The Pentagon is getting more serious about naming and shaming contractors when it comes to companies that officials believe are helping the Defense Department curb costs, or those that could do better.

Pentagon acquisition policy chief Frank Kendall told reporters June 13 that the entire Defense Department will initiate ranking regimes similar to the Navy Department’s Superior Supplier Incentive Program over the coming year.

To that effect, Kendall and Navy acquisition chief Sean Stackley also released the top nine suppliers, by business unit, for the military department home to the Navy and Marine Corps. They are:

General Dynamics Combat Systems;

• General Dynamics Marine Systems;

General Electric Aviation;

Lockheed Martin Systems and Training;

• Maritime Helicopter Support Co., a joint venture of Lockheed and United Technologies subsidiary Sikorsky Aircraft;

Northrop Grumman Aerospace Systems;

Raytheon Integrated Defense Systems;

• Raytheon Intelligence, Information and Services; and

Rolls Royce Defense Aerospace.

The top nine Navy suppliers come from a longer list of 80 business units across 30 companies. Ranking results are being broken into three tiers, with the top third invited by officials to propose ways the Pentagon can "reduce unneeded administrative or overhead burdens."

The tiered rankings will be shared, Stackley said, although neither he nor Kendall detailed how publicly available that information would be. Moreover, the tiered rankings do not have a specific role in source-selection criteria in future awards.

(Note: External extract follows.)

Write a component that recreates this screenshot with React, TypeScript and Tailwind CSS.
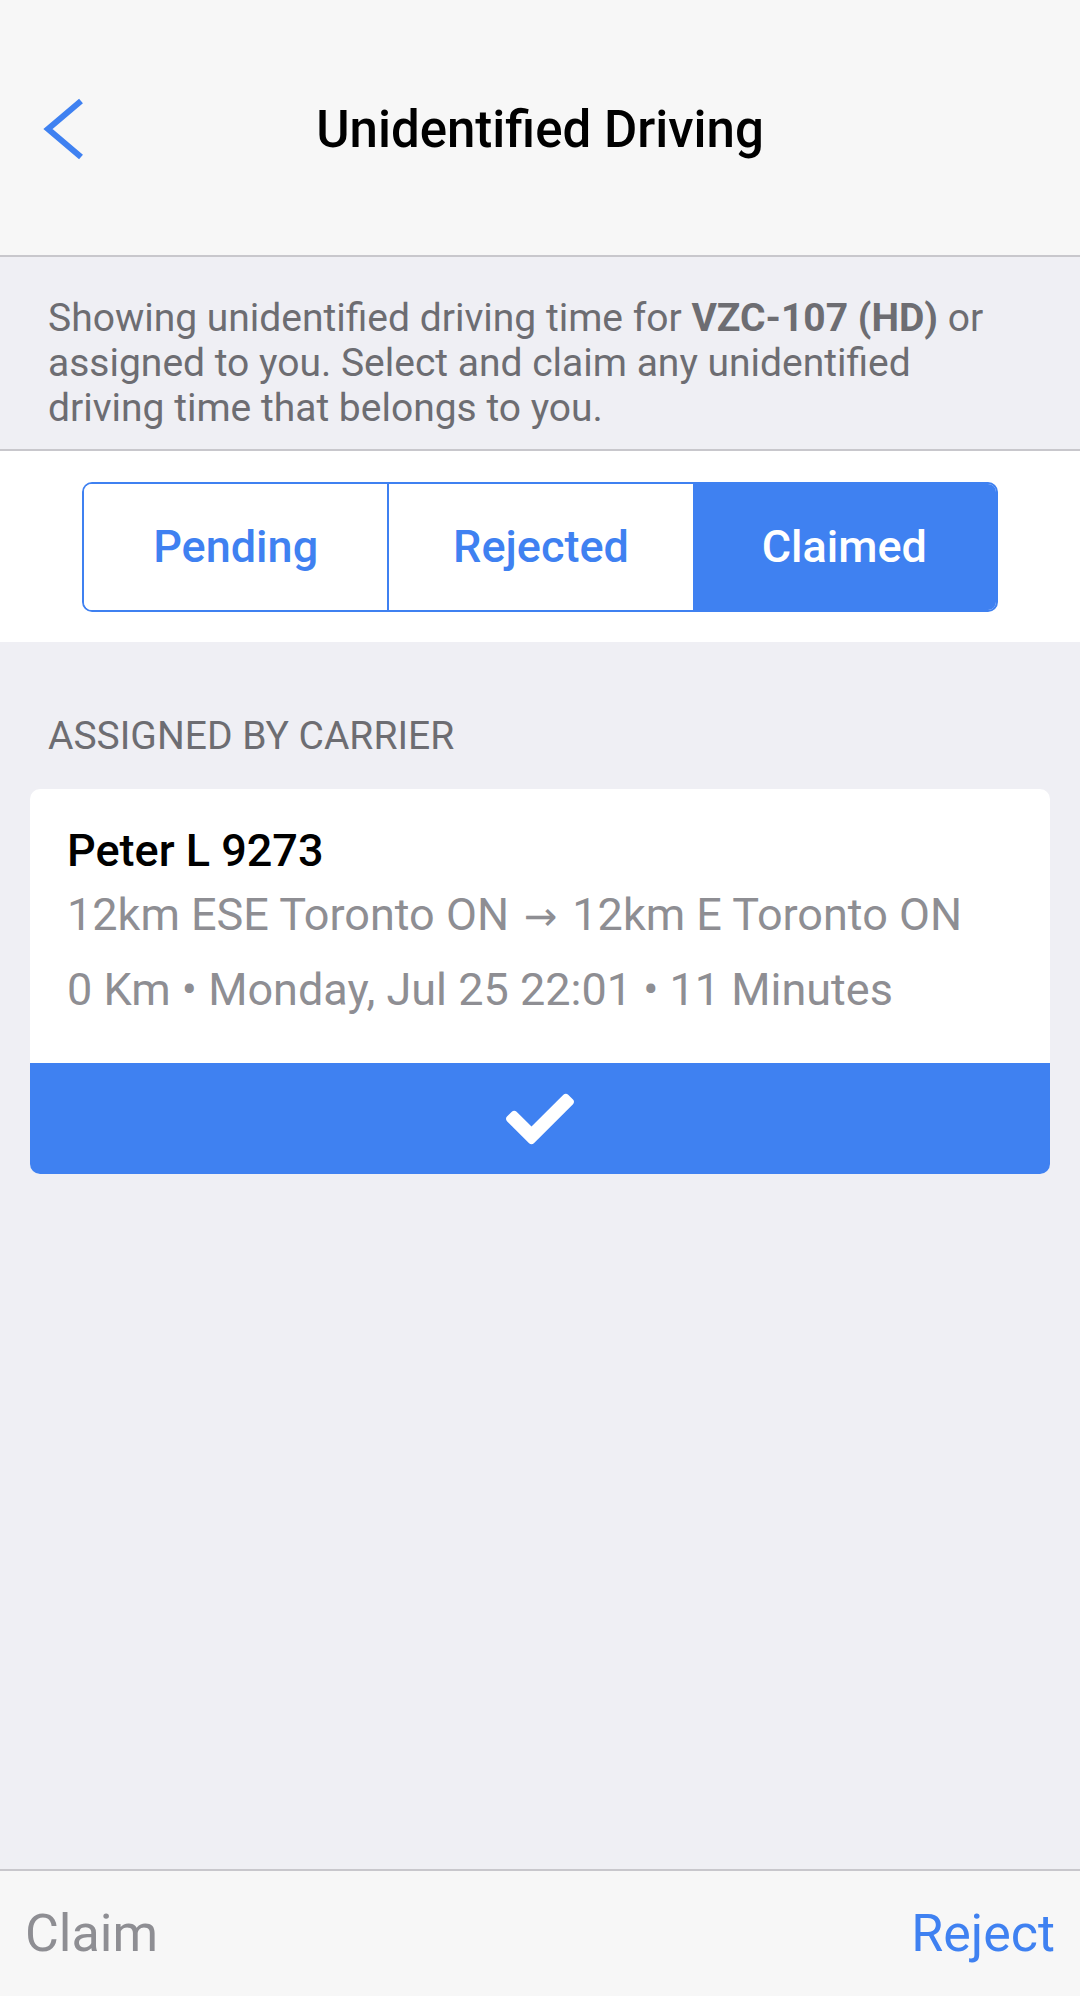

Still, Kendall and Stackley assert the rankings should have an effect over time as companies enjoy or suffer their reputations in the minds of contracting officials, lawmakers and others. Moreover, the rankings will spotlight who should benefit from federal contracting incentives or aspects of the Pentagon’s relatively large buying power. For others, it should goad them into corrective action, they said.

"For the industry part not in that top tier, the recognition of where you are, where your business units are, is going to be a very important incentive for them to find out from their customer what the problems are and to do something about it," Kendall said. "The people who will respond the most are the people on the bottom tier … and that is exactly the kind of behavior we want to see."

Said Stackley: "Public recognition is a very strong incentive. We want to sit down and say, ‘you’ve been a good performer,’ so let’s … figure out what we can do across a contract – within our regulations – to provide added incentive to stay on that path."

Suppliers in the Navy rankings were evaluated using the Pentagon’s Contractor Performance Assessment Reporting System (CPARS), an unclassified enterprise resource software system for collection of contractors’ past-performance information, a contractor quality required under Federal Acquisition Regulations (FAR) and its defense offshoot, the DFAR. Kendall and Stackley said CPARS will be used to judge contractors for the Air Force, Army and other defense agencies, too.

CPARS-type results are shared on a contract-by-contract basis now, but the Superior Supplier Incentive Program is an attempt to take a higher-level approach to assessing a company’s or business unit’s reputation. According to Stackley, "If you’re not on the list and you’re competing against someone on the list, that’s a clue to you that his CPARS outperforms your CPARS."